AMP subantarctiques et du domaine 9
Le domaine 9 de planification des AMP de la CCAMLR (mers de Bellingshausen et d’Amundsen) est la seule zone de l’océan Austral qui ne comprend pas d’AMP désignée ou proposée. Par ailleurs, la protection des régions situées entre les AMP nationales des domaines 4, 5 et 6 pourrait être renforcée par une AMP de la CCAMLR qui augmenterait la connectivité entre ces habitats essentiels.
Les nations membres de la CCAMLR devraient élaborer des propositions d’AMP dans ces régions pour créer un véritable réseau d’AMP dont les avantages en matière de conservation et de résilience ont été prouvés par la science. La collaboration entre les nations membres de la CCAMLR, les parties prenantes, les scientifiques et l’industrie pour identifier les zones d’importance écologique dans ces domaines aidera la CCAMLR à atteindre son objectif de créer un solide réseau d’AMP dans l’océan Austral.

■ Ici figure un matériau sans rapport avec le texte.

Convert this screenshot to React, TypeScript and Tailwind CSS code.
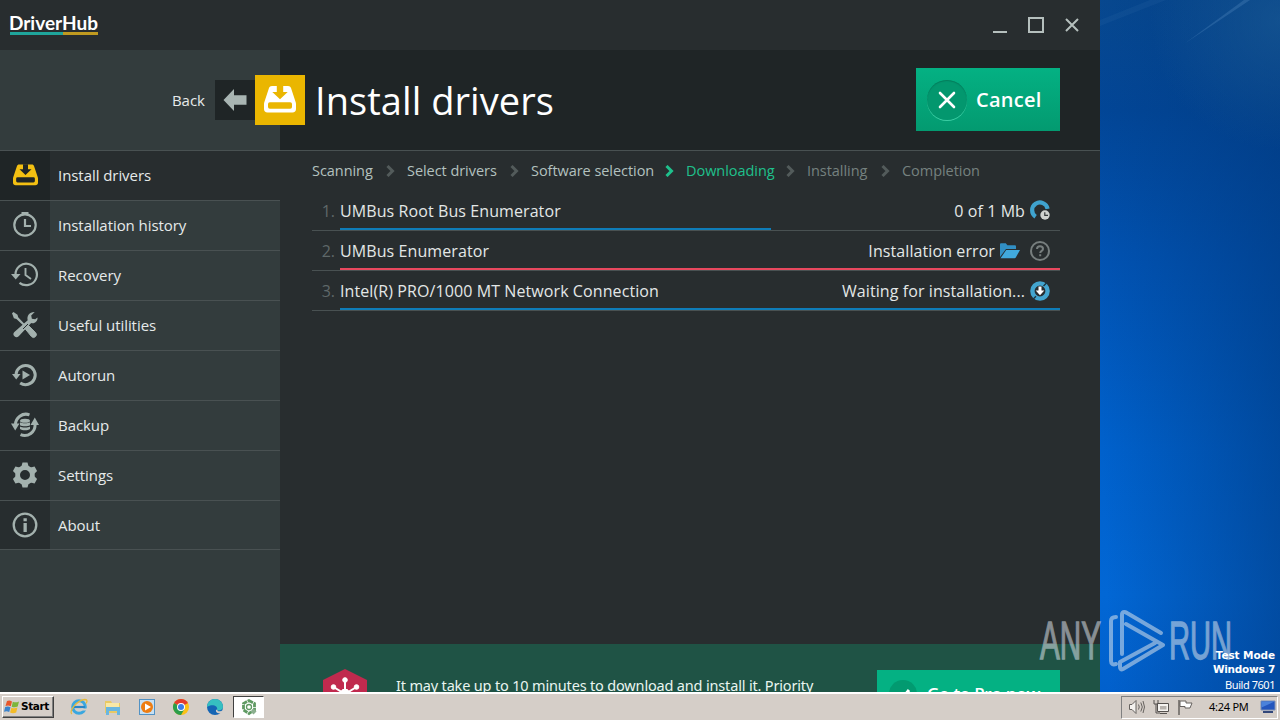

Tournons-nous vers l’avenir
La création réussie d’un réseau d’AMP dans l’océan Austral constituerait un exemple remarquable de coopération mondiale face aux défis environnementaux croissants. Après avoir établi les seules AMP de haute mer au monde dans le plateau continental sud des îles Orcades et la mer de Ross, la CCAMLR peut atteindre cet objectif en définissant également des AMP dans la mer de Weddell, l’Antarctique oriental et la péninsule Antarctique (domaine 1) et en renforçant la protection du domaine 9 et des régions subantarctiques.